So what could you actually display on a 5K monitor that wouldn't be as good on a 4K one?
As pointed out in the review, the 5k screen allows you to view 4k video at 100% in your editor of choice, while also leaving enough screen space for panels/toolbars/menus etc
if you choose to take a squint at the RAW format, the camera still has an anti-aliasing filter in front of the sensor to reduce all those nasty Moire patterns.
My Fuji X series camera has no AA filter in front of the sensor, and I know that Nikon have AA filter-less cameras on the market too. Even regardless of that, I'd say this machine definitely has a potential place in a RAW workflow, if you're the type that regularly pixel peeps at 100%+
Pixel-wide lines at anything other than vertical or horizontal (Think Illustrator or AutoCAD) would benefit.
'Retina' is based on the fallacy that 20/20 eysight is average, whereas people's average vision is actually better. If if this wasn't so, some scenarios, such as the one above, still benefit.
If anything, I think less than 20/20 is average. Most contact lens wearers have uncorrected astigmatism. Glasses rarely correct beyond or even to 20/20 unless the wearer has no choice but to have separate reading glasses. The main source of people with better than 20/20 vision is those who've had LASIK in the past decade, and their vision rarely exceeds 20/12. Not that being 20/20 or whatever matters once you're past your mid 40s or so and eventually have to rely on reading glasses or something to avoid needing them (like undercorrection)
A true RAW workflow needs more than pixels. What's this display gamut? How do it compares with Benq and Nec ones? What calibration capabilities has? For image professionals, there are several parameters to choose a monitor, not only how many pixel it has.
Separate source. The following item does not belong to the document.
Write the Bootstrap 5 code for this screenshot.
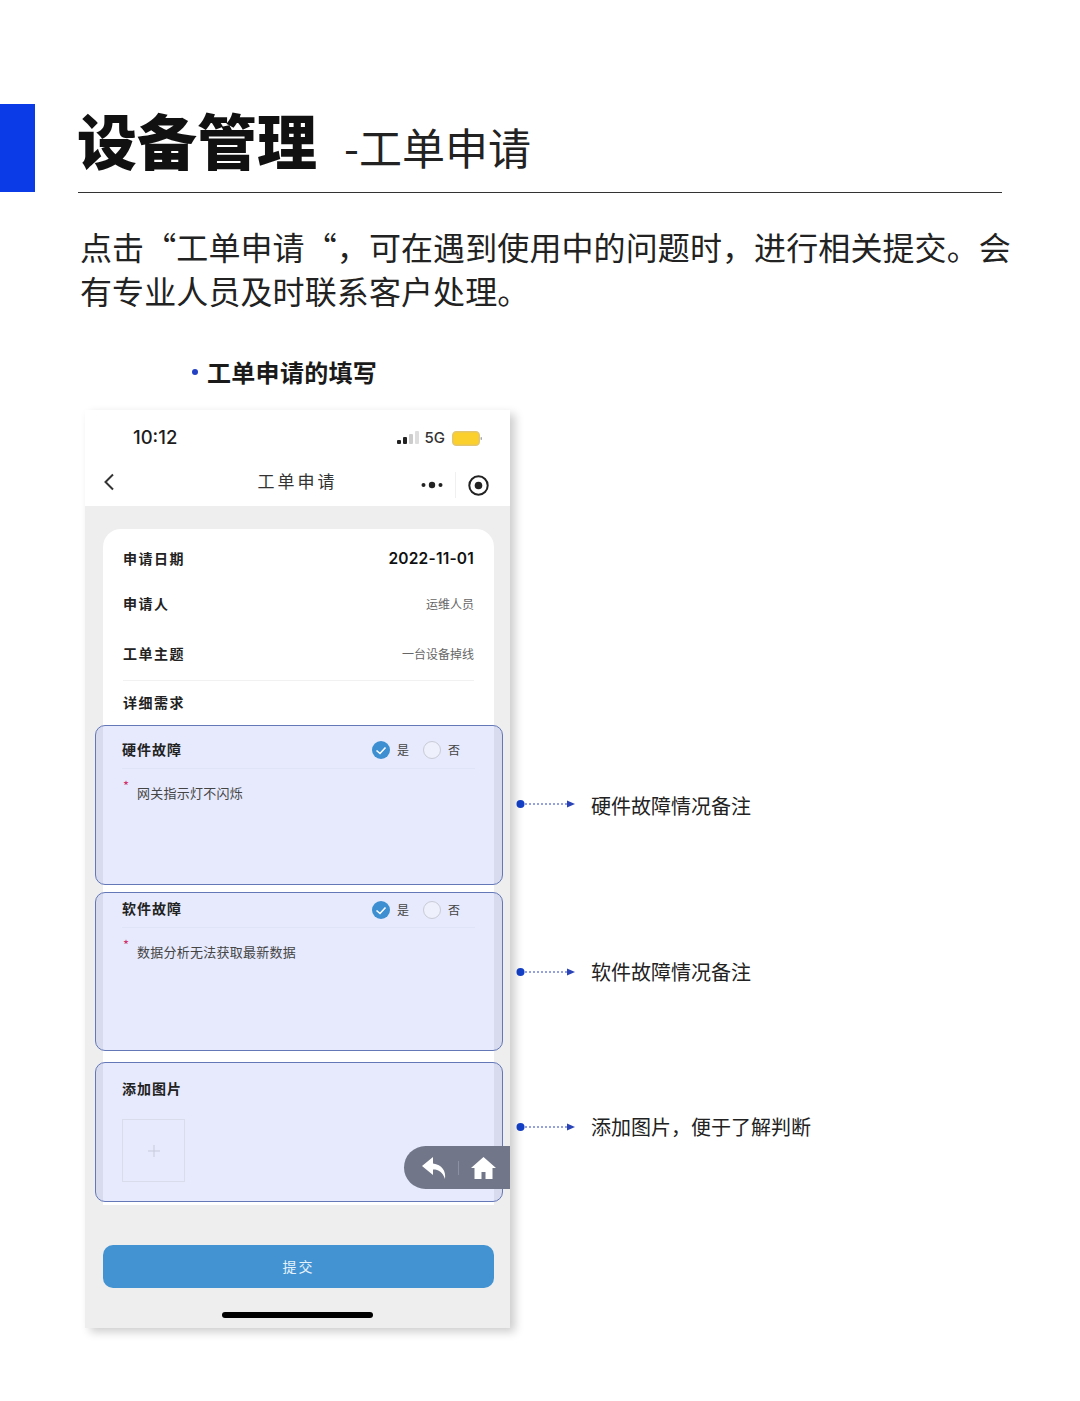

This looks a choice for advanced amateurs without much calibration needs - those who like 'bright' images even if they're not true (and usually look very bad when they print them).
And having a computer attached can be a real nuisance - no way to really attach the hardware you need for your workflow. Also, I wouldn't really like heat from the computer component impact display conditions.
But Apple too knows in the real professional market its displays have little space, so better to aim a little lower, where it can easily sell this kind of devices.
I've just upgraded to a Dell 28" 4K display - £330+VAT. Guess what, it plugs straight in to my 2-year-old PC and works perfectly. Ah, the Mac aficionados will claim, but the Apple display has 5K pixels. But I already need to scale text up by 25% to make it legible on my (slightly larger) screen and individual pixels are only visible under strong magnification. How will having 5K pixels help?
Look, if owning a Mac rather than a PC (like owning a BMW* rather than a Škoda) helps you feel better about yourself, knock yourself out. But don't try to convince me what great value for money it is.
* The point being: I'm prepared to accept your view that the Beemer is a superior car - for some purposes, at least - just not that it offers superior value for money.
The 5K display in the iMac has nearly twice as many pixels as the 4K Dell monitor you've just purchased, it's not a small step up in resolution.
The iMac looks like a nice piece of kit but for me and my ageing eyes a 27" display is a little bit small. I'd like a 5K display with a 30"-plus diagonal but I'll probably settle for the Dell 31.5" 4K display as a Xmas present to myself. It helps that the display I've got my eye on has an IPS panel with a good colour gamut, the smaller 28" Dell 4K display is TN.
> "I've just upgraded to a Dell 28" 4K display - £330+VAT."
>> "So £396 then"
The net cost depends on whether Chris - or any other buyer of the same product - is VAT registered. An important consideration that seems to have escaped you.
So potentially £330. Or potentially £396.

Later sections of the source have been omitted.